== Given information ==
_ _ _

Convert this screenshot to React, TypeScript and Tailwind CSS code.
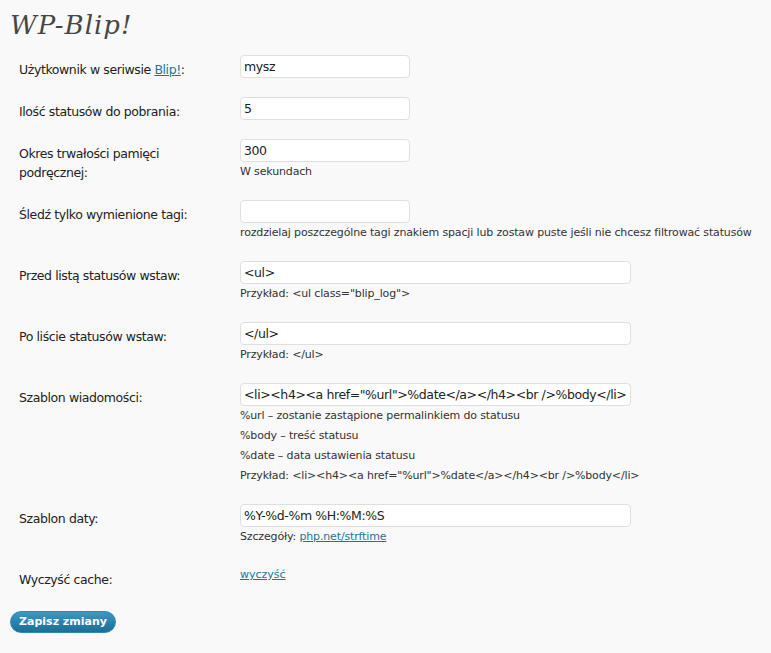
const label =
  "w-[240px] shrink-0 pl-[19px] pr-[10px] pt-[5px] text-[12.5px] leading-[19px] tracking-[-0.4px] text-[#222]";
const desc = "text-[11px] leading-[20px] tracking-[-0.15px] text-[#333]";
const input =
  "h-[23px] rounded-[4px] border border-[#dfdfdf] bg-white px-[3px] text-[12.5px] tracking-[-0.4px] text-[#222] outline-none";

const rows = [
  { label: "Ilość statusów do pobrania:", value: "5", wide: false, notes: [] as string[] },
];

export default function App() {
  return (
    <div
      className="min-h-screen bg-[#f9f9f9] text-[#333]"
      style={{ fontFamily: '"DejaVu Sans", "Noto Sans", sans-serif' }}
    >
      <h2
        className="px-[10px] pt-[8px] pb-[4px] text-[26px] italic leading-[34px] tracking-[1px] text-[#464646]"
        style={{ fontFamily: '"DejaVu Serif", "Liberation Serif", serif' }}
      >
        WP-Blip!
      </h2>

      <div className="flex flex-col">
        {/* Użytkownik */}
        <div className="flex py-[9px]">
          <div className={label}>
            Użytkownik w seriwsie{" "}
            <a href="#" className="text-[#21759b] underline">
              Blip!
            </a>
            :
          </div>
          <input className={input + " w-[170px]"} defaultValue="mysz" />
        </div>

        {rows.map((r) => (
          <div key={r.label} className="flex py-[9px]">
            <div className={label}>{r.label}</div>
            <input className={input + " w-[170px]"} defaultValue={r.value} />
          </div>
        ))}

        {/* Okres */}
        <div className="flex py-[9px]">
          <div className={label}>Okres trwałości pamięci podręcznej:</div>
          <div className="flex flex-col">
            <input className={input + " w-[170px]"} defaultValue="300" />
            <span className={desc}>W sekundach</span>
          </div>
        </div>

        {/* Tagi */}
        <div className="flex py-[9px]">
          <div className={label}>Śledź tylko wymienione tagi:</div>
          <div className="flex flex-col">
            <input className={input + " w-[170px]"} defaultValue="" />
            <span className={desc + " whitespace-nowrap"}>
              rozdzielaj poszczególne tagi znakiem spacji lub zostaw puste jeśli nie chcesz filtrować statusów
            </span>
          </div>
        </div>

        {/* Przed */}
        <div className="flex py-[9px]">
          <div className={label}>Przed listą statusów wstaw:</div>
          <div className="flex flex-col">
            <input className={input + " w-[391px]"} defaultValue="<ul>" />
            <span className={desc}>Przykład: &lt;ul class="blip_log"&gt;</span>
          </div>
        </div>

        {/* Po */}
        <div className="flex py-[9px]">
          <div className={label}>Po liście statusów wstaw:</div>
          <div className="flex flex-col">
            <input className={input + " w-[391px]"} defaultValue="</ul>" />
            <span className={desc}>Przykład: &lt;/ul&gt;</span>
          </div>
        </div>

        {/* Szablon wiadomości */}
        <div className="flex py-[9px]">
          <div className={label}>Szablon wiadomości:</div>
          <div className="flex flex-col">
            <input
              className={input + " w-[391px]"}
              defaultValue={'<li><h4><a href="%url">%date</a></h4><br />%body</li>'}
            />
            <span className={desc}>%url – zostanie zastąpione permalinkiem do statusu</span>
            <span className={desc}>%body – treść statusu</span>
            <span className={desc}>%date – data ustawienia statusu</span>
            <span className={desc}>
              Przykład: &lt;li&gt;&lt;h4&gt;&lt;a href="%url"&gt;%date&lt;/a&gt;&lt;/h4&gt;&lt;br /&gt;%body&lt;/li&gt;
            </span>
          </div>
        </div>

        {/* Szablon daty */}
        <div className="flex py-[9px]">
          <div className={label}>Szablon daty:</div>
          <div className="flex flex-col">
            <input className={input + " w-[391px]"} defaultValue="%Y-%d-%m %H:%M:%S" />
            <span className={desc}>
              Szczegóły:{" "}
              <a href="#" className="text-[#21759b] underline">
                php.net/strftime
              </a>
            </span>
          </div>
        </div>

        {/* Cache */}
        <div className="flex py-[9px]">
          <div className={label}>Wyczyść cache:</div>
          <a href="#" className="h-fit text-[11px] leading-[20px] text-[#21759b] underline">
            wyczyść
          </a>
        </div>
      </div>

      <div className="px-[10px] pt-[10px]">
        <button className="h-[22px] w-[106px] rounded-full border border-[#298cba] bg-gradient-to-b from-[#3d97c6] to-[#1e6d94] text-[11px] font-bold text-white">
          Zapisz zmiany
        </button>
      </div>
    </div>
  );
}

_ _ _

== What to do ==
Transcribe the listing above verbatim. Omit the pictures.

== Expected answer ==
Convert this screenshot to React, TypeScript and Tailwind CSS code.
const label =
  "w-[240px] shrink-0 pl-[19px] pr-[10px] pt-[5px] text-[12.5px] leading-[19px] tracking-[-0.4px] text-[#222]";
const desc = "text-[11px] leading-[20px] tracking-[-0.15px] text-[#333]";
const input =
  "h-[23px] rounded-[4px] border border-[#dfdfdf] bg-white px-[3px] text-[12.5px] tracking-[-0.4px] text-[#222] outline-none";

const rows = [
  { label: "Ilość statusów do pobrania:", value: "5", wide: false, notes: [] as string[] },
];

export default function App() {
  return (
    <div
      className="min-h-screen bg-[#f9f9f9] text-[#333]"
      style={{ fontFamily: '"DejaVu Sans", "Noto Sans", sans-serif' }}
    >
      <h2
        className="px-[10px] pt-[8px] pb-[4px] text-[26px] italic leading-[34px] tracking-[1px] text-[#464646]"
        style={{ fontFamily: '"DejaVu Serif", "Liberation Serif", serif' }}
      >
        WP-Blip!
      </h2>

      <div className="flex flex-col">
        {/* Użytkownik */}
        <div className="flex py-[9px]">
          <div className={label}>
            Użytkownik w seriwsie{" "}
            <a href="#" className="text-[#21759b] underline">
              Blip!
            </a>
            :
          </div>
          <input className={input + " w-[170px]"} defaultValue="mysz" />
        </div>

        {rows.map((r) => (
          <div key={r.label} className="flex py-[9px]">
            <div className={label}>{r.label}</div>
            <input className={input + " w-[170px]"} defaultValue={r.value} />
          </div>
        ))}

        {/* Okres */}
        <div className="flex py-[9px]">
          <div className={label}>Okres trwałości pamięci podręcznej:</div>
          <div className="flex flex-col">
            <input className={input + " w-[170px]"} defaultValue="300" />
            <span className={desc}>W sekundach</span>
          </div>
        </div>

        {/* Tagi */}
        <div className="flex py-[9px]">
          <div className={label}>Śledź tylko wymienione tagi:</div>
          <div className="flex flex-col">
            <input className={input + " w-[170px]"} defaultValue="" />
            <span className={desc + " whitespace-nowrap"}>
              rozdzielaj poszczególne tagi znakiem spacji lub zostaw puste jeśli nie chcesz filtrować statusów
            </span>
          </div>
        </div>

        {/* Przed */}
        <div className="flex py-[9px]">
          <div className={label}>Przed listą statusów wstaw:</div>
          <div className="flex flex-col">
            <input className={input + " w-[391px]"} defaultValue="<ul>" />
            <span className={desc}>Przykład: &lt;ul class="blip_log"&gt;</span>
          </div>
        </div>

        {/* Po */}
        <div className="flex py-[9px]">
          <div className={label}>Po liście statusów wstaw:</div>
          <div className="flex flex-col">
            <input className={input + " w-[391px]"} defaultValue="</ul>" />
            <span className={desc}>Przykład: &lt;/ul&gt;</span>
          </div>
        </div>

        {/* Szablon wiadomości */}
        <div className="flex py-[9px]">
          <div className={label}>Szablon wiadomości:</div>
          <div className="flex flex-col">
            <input
              className={input + " w-[391px]"}
              defaultValue={'<li><h4><a href="%url">%date</a></h4><br />%body</li>'}
            />
            <span className={desc}>%url – zostanie zastąpione permalinkiem do statusu</span>
            <span className={desc}>%body – treść statusu</span>
            <span className={desc}>%date – data ustawienia statusu</span>
            <span className={desc}>
              Przykład: &lt;li&gt;&lt;h4&gt;&lt;a href="%url"&gt;%date&lt;/a&gt;&lt;/h4&gt;&lt;br /&gt;%body&lt;/li&gt;
            </span>
          </div>
        </div>

        {/* Szablon daty */}
        <div className="flex py-[9px]">
          <div className={label}>Szablon daty:</div>
          <div className="flex flex-col">
            <input className={input + " w-[391px]"} defaultValue="%Y-%d-%m %H:%M:%S" />
            <span className={desc}>
              Szczegóły:{" "}
              <a href="#" className="text-[#21759b] underline">
                php.net/strftime
              </a>
            </span>
          </div>
        </div>

        {/* Cache */}
        <div className="flex py-[9px]">
          <div className={label}>Wyczyść cache:</div>
          <a href="#" className="h-fit text-[11px] leading-[20px] text-[#21759b] underline">
            wyczyść
          </a>
        </div>
      </div>

      <div className="px-[10px] pt-[10px]">
        <button className="h-[22px] w-[106px] rounded-full border border-[#298cba] bg-gradient-to-b from-[#3d97c6] to-[#1e6d94] text-[11px] font-bold text-white">
          Zapisz zmiany
        </button>
      </div>
    </div>
  );
}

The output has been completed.